Information supplied —

━━━━━━━━

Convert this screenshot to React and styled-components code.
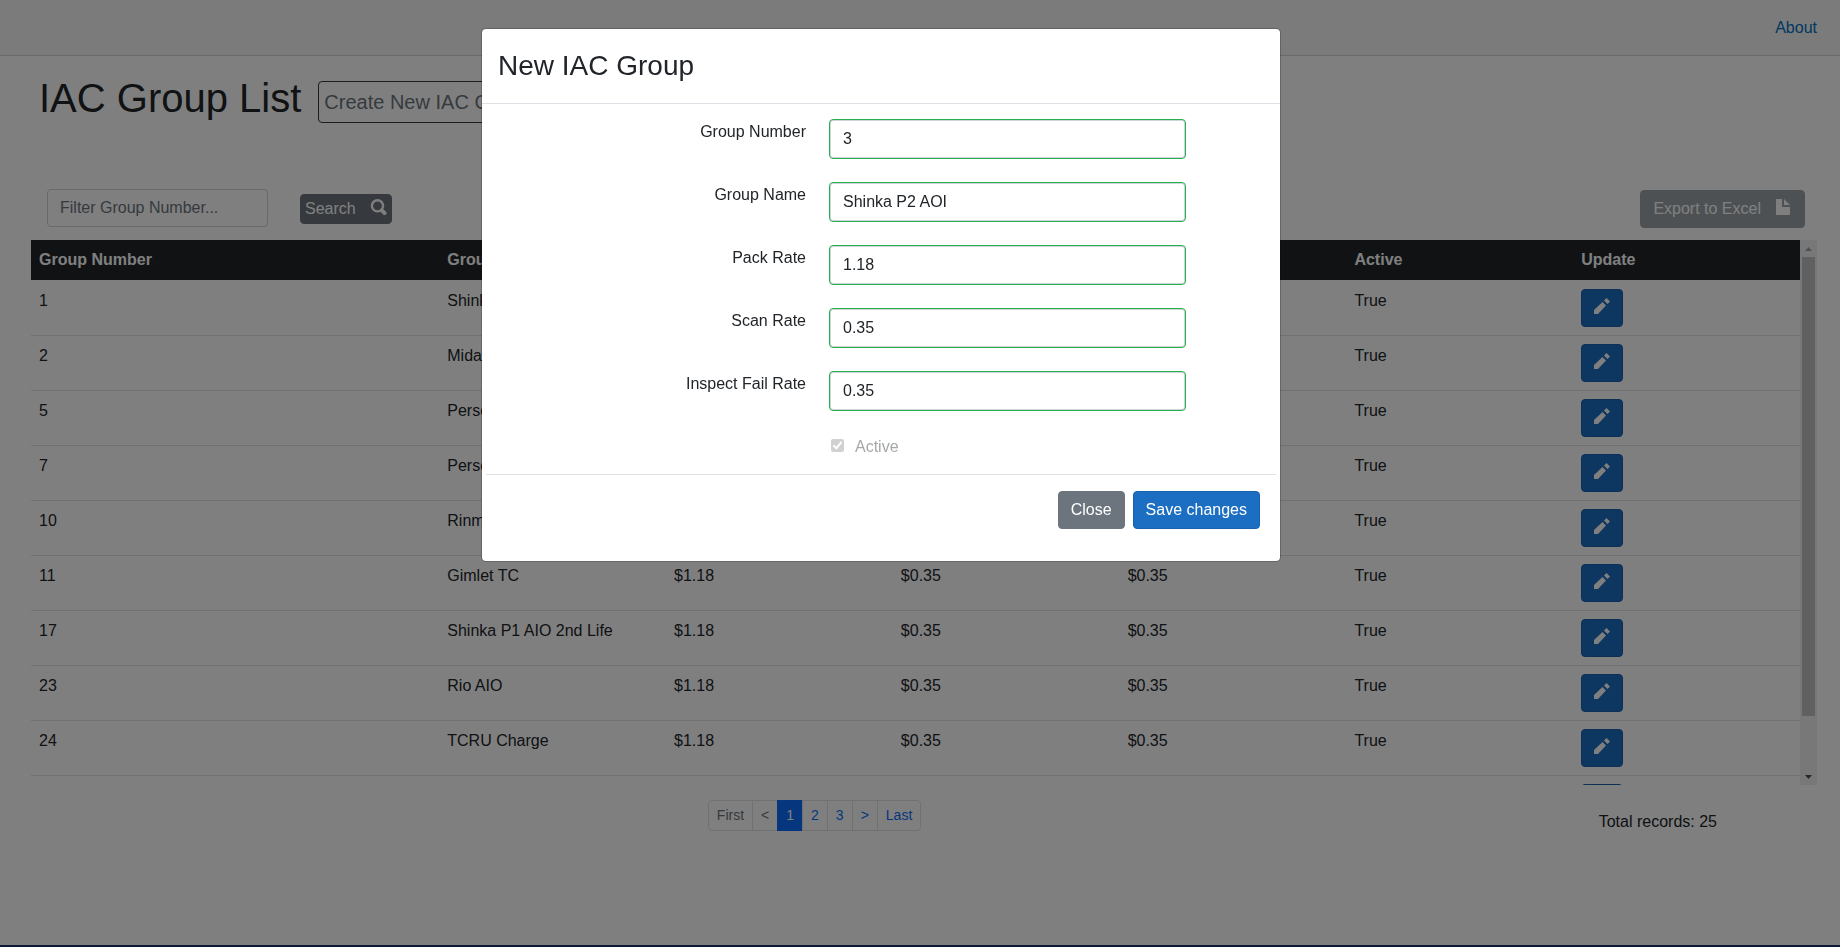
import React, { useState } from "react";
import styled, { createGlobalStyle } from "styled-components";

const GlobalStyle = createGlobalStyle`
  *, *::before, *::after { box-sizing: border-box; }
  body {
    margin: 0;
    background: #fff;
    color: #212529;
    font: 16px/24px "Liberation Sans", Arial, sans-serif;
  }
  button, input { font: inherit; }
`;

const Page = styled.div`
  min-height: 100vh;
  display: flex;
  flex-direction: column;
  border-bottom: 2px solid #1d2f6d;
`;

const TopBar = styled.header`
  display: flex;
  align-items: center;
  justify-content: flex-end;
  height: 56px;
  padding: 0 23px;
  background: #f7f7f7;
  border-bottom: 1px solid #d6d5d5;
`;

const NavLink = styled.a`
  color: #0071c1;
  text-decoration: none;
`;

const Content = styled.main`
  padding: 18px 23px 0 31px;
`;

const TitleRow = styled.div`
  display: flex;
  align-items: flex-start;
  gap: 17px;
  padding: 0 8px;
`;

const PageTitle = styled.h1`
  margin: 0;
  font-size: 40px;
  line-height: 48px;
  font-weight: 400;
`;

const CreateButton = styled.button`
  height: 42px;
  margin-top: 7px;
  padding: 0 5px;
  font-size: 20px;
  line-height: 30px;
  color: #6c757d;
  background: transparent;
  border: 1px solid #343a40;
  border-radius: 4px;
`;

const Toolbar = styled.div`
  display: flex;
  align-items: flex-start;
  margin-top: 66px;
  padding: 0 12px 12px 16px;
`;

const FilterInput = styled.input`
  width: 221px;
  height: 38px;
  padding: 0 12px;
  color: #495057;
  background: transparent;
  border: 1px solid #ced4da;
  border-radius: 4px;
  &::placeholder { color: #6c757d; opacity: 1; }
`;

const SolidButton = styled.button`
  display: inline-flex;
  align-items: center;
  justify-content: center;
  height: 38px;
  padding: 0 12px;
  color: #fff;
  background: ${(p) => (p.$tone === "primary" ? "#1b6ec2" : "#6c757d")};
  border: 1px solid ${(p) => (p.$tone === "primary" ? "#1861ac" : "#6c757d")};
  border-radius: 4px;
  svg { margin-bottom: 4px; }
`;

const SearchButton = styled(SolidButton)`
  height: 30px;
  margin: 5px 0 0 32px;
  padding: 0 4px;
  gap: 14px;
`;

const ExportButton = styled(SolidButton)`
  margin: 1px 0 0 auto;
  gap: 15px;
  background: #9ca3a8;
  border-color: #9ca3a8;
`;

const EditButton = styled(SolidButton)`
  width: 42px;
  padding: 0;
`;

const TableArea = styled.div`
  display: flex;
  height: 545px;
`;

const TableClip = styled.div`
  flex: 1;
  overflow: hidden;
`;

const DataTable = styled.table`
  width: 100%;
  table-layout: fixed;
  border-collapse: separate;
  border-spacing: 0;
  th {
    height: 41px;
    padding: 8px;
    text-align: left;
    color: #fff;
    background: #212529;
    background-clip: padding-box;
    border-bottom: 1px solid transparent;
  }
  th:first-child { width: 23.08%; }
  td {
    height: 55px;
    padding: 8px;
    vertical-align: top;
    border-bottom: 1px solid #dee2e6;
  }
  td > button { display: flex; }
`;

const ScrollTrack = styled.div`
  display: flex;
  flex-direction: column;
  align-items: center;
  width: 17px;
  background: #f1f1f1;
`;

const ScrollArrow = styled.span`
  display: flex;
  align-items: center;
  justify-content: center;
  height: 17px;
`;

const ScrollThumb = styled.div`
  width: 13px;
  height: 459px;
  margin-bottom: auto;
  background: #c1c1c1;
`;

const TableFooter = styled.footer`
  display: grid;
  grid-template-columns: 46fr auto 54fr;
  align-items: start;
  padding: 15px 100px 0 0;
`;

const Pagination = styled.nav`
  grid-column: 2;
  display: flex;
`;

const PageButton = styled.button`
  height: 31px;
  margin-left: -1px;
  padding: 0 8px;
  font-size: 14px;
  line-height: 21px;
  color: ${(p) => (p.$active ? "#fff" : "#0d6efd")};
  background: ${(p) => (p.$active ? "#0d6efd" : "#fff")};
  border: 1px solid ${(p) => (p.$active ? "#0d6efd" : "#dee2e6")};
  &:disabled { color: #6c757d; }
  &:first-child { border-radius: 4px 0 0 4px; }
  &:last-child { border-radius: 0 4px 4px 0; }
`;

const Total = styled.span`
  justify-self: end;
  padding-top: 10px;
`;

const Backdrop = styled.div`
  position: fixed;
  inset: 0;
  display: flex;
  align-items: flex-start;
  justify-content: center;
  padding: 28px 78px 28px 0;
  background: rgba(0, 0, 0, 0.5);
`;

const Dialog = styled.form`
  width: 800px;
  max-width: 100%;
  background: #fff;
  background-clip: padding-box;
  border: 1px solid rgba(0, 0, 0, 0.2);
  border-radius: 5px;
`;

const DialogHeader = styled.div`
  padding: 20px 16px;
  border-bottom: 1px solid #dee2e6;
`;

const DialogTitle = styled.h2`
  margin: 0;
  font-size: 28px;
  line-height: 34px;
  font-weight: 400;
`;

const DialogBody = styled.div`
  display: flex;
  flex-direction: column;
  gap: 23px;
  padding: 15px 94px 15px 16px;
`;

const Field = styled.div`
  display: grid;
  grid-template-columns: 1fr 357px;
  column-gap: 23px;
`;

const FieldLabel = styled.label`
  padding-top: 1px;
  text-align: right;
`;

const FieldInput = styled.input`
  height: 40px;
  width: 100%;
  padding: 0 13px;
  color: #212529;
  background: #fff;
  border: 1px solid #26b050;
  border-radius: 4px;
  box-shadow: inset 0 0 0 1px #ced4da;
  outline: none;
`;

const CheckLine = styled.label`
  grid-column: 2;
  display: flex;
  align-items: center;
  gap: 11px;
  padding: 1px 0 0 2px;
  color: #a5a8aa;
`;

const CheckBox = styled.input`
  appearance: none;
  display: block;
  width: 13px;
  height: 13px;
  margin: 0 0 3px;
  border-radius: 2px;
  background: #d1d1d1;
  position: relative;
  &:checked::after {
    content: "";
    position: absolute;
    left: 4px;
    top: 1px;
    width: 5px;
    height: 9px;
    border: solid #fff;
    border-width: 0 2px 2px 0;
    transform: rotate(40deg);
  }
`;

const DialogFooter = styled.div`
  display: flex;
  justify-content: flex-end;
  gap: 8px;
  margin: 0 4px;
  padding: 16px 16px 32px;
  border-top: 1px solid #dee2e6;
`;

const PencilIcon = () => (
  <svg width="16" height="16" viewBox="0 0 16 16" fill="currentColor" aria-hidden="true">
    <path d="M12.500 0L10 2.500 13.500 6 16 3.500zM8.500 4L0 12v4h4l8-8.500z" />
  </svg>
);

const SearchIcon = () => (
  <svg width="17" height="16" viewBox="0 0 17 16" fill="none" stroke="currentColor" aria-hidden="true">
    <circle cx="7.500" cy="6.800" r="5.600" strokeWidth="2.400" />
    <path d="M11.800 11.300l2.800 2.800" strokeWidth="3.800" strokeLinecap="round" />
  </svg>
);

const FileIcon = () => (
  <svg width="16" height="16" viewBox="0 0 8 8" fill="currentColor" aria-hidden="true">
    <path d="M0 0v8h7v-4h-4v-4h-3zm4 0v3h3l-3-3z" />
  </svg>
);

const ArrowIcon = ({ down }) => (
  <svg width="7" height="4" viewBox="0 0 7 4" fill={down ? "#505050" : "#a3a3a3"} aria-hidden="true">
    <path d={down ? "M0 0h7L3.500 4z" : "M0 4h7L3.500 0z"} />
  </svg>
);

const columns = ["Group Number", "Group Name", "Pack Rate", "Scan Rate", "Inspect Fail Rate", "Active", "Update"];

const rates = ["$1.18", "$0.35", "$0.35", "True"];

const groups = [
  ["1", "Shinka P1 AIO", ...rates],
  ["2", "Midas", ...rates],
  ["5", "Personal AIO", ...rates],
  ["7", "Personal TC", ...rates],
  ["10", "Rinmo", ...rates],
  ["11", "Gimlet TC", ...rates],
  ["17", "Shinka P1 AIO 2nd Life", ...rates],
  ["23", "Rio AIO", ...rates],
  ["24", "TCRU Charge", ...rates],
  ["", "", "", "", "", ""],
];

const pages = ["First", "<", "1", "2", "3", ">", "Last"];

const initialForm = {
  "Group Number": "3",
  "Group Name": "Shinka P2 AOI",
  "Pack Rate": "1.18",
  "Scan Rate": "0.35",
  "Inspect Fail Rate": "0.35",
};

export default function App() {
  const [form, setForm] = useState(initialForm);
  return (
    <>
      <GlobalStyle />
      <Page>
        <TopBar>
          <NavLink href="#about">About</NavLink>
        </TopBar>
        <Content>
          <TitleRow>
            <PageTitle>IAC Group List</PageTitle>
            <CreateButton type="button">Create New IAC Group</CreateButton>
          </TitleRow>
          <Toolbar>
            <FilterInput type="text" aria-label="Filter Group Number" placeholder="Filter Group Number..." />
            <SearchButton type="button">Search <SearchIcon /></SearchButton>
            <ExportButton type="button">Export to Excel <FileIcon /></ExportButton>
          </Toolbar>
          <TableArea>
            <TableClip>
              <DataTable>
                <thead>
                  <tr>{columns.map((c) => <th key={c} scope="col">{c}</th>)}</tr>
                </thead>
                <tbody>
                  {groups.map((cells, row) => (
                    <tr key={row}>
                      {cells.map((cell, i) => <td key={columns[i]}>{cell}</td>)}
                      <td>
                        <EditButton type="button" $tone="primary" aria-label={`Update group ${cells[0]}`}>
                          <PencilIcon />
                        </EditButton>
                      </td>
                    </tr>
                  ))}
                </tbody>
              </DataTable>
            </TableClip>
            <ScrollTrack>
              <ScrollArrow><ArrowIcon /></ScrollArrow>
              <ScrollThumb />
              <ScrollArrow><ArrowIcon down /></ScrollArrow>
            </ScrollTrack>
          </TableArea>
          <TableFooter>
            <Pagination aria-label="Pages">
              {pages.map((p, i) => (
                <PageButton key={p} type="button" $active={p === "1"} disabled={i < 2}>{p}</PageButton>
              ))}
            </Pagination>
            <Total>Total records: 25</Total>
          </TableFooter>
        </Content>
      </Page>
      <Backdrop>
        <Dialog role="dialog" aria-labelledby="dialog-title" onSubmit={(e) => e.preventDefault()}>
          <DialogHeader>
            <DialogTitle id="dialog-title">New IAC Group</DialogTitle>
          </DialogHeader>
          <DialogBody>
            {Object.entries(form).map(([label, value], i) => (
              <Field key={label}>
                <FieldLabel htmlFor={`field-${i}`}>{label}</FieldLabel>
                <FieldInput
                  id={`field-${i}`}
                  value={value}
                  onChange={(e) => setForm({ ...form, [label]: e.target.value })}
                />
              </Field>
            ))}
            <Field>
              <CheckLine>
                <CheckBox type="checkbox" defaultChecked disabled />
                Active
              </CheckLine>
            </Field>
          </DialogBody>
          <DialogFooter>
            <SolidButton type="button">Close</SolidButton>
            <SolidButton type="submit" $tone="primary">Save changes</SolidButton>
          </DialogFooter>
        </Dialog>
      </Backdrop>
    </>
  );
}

━━━━━━━━

Directions — Of the lines in the listing, how many hold the word "components"? Nothing but the number is needed.

Full response — 2